Aim -
Out of all the lines below, count those with the word "styles". Give the number only.

Material -

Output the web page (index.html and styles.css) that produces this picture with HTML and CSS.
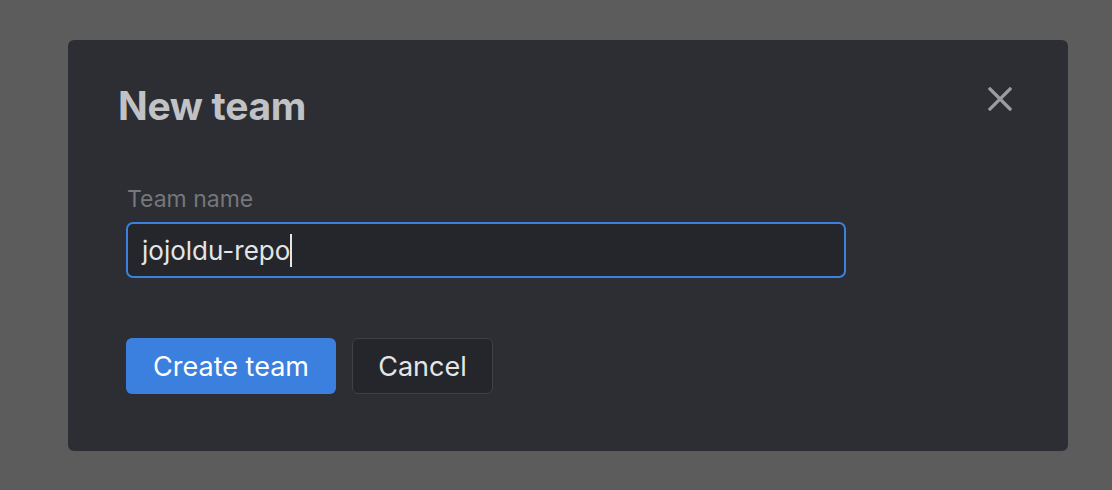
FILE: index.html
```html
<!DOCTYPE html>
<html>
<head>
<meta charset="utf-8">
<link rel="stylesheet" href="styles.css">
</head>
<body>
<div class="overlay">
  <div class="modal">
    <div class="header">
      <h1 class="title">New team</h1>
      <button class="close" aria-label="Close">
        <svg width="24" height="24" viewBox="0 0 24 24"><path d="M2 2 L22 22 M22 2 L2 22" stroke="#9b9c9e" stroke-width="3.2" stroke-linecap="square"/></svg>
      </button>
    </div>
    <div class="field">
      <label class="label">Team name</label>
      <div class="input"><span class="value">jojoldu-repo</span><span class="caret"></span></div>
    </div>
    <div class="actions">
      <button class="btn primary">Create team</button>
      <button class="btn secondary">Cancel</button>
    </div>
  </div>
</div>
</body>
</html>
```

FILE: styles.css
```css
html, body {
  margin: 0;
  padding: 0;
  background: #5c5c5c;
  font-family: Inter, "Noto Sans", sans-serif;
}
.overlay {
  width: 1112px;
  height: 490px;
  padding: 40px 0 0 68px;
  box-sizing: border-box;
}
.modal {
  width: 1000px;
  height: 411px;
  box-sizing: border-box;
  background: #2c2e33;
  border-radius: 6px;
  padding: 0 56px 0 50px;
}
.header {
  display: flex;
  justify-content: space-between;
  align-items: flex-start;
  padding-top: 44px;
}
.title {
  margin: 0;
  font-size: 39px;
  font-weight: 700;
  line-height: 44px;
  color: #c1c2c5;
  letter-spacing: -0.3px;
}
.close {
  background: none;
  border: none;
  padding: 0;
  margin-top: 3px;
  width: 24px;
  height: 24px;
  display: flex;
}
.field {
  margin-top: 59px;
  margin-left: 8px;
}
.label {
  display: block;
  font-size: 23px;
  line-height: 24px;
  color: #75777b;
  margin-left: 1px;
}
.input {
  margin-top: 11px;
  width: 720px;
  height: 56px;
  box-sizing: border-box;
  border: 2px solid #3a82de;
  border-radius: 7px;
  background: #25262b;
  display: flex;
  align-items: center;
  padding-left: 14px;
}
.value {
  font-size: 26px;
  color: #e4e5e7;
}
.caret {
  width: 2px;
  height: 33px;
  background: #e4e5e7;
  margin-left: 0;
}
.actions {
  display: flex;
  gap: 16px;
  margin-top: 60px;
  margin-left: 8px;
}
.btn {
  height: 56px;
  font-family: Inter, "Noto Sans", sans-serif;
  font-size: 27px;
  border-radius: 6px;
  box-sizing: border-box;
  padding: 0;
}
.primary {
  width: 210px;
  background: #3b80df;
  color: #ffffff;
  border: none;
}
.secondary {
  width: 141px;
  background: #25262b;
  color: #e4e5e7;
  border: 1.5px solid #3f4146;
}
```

Written solution -
3